Anyone who saw Aitken’s Huntington productions of Harold Pinter’s “Betrayal,’’ Noel Coward’s “Private Lives,’’ or Willy Russell’s “Educating Rita’’ knows she is a dab hand at depicting small-scale, close-quarters encounters where civility is fraying at the seams. With “The Cocktail Hour,’’ she subtly draws our attention to the way Gurney toys with the line between life and theater. The play John has written is itself called “The Cocktail Hour,’’ and in his encounter with his family the writer is not just returning to the source of his inspiration but also, in effect, revising and adding to that play as he goes along. At one point, he instigates an exchange with his mother by informing her that his play is “missing an obligatory scene’’: a showdown with her.
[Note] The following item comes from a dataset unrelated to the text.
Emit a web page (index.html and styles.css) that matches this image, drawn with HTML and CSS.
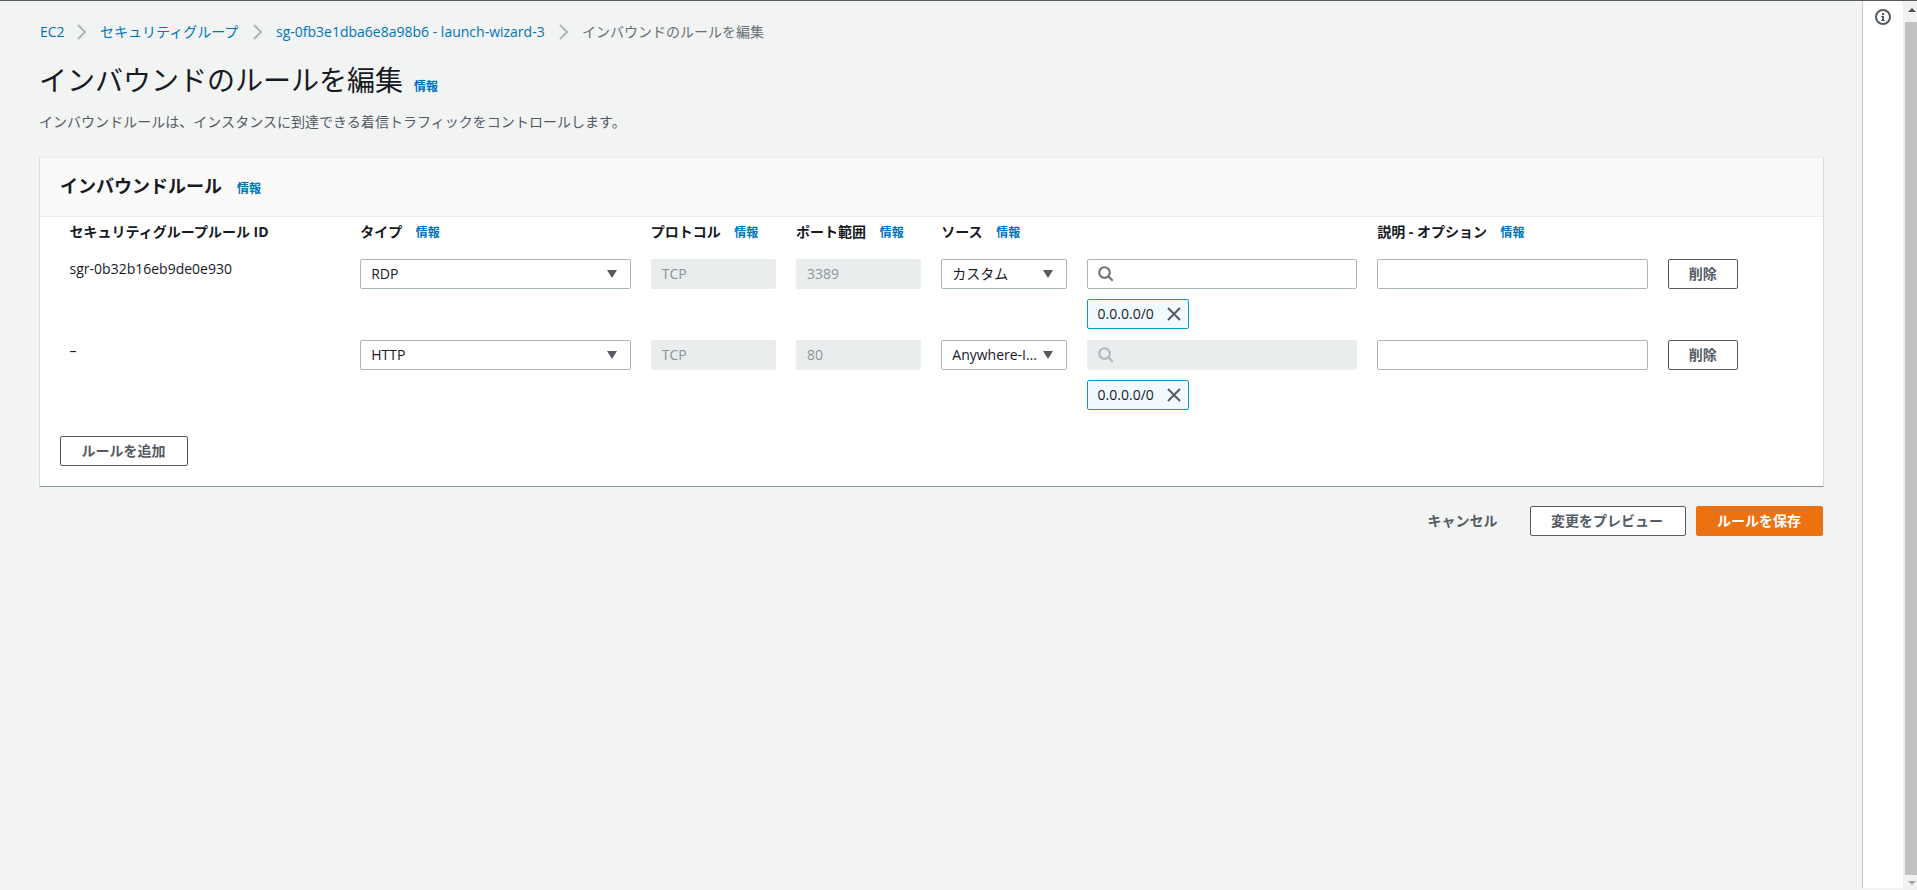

Allen Moyer’s handsomely appointed set — with its gleaming chandelier, patterned wallpaper, piano, and comfortable furnishings — conveys just the right atmospheric blend of coziness and formality. Parents Bradley and Ann reside in a bygone era, with an air of privileged entitlement and a host of unexamined assumptions that can make them seem — to our recession-era eyes — as divorced from the real world as the Crawley family in season one of “Downton Abbey.’’ But Poe and Anderman deliver vividly particularized performances that transcend caricature and locate the humanity within this difficult duo.
Waterston, so fine in the Huntington’s “Private Lives’’ opposite Bianca Amato, overemphasizes John’s callowness in “The Cocktail Hour,’’ though I think the actor is hamstrung by the fact that his character is not fully developed (despite the fact he’s based on Gurney himself). Gray fares better as sister Nina, capturing the poignancy of a woman determined to transcend the minor role she’s been assigned — in John’s play and in the life of her family — by plunging into work with seeing-eye dogs.
There are elements of social satire in “The Cocktail Hour.’’ Gurney has fun with the fact that the family members can’t get straight the name of the cook whose offstage struggles to cook a roast furnish a pretext for the family to remain in the living room, quaffing cocktails and arguing about John’s play.
There are moments, too, that register in ways the playwright could not have intended, such as when John keeps offering to look things up while reaching for, of all things, a book. It’s a reminder that they’re living in a pre-Google age — and that the parents are not the only endangered species onstage.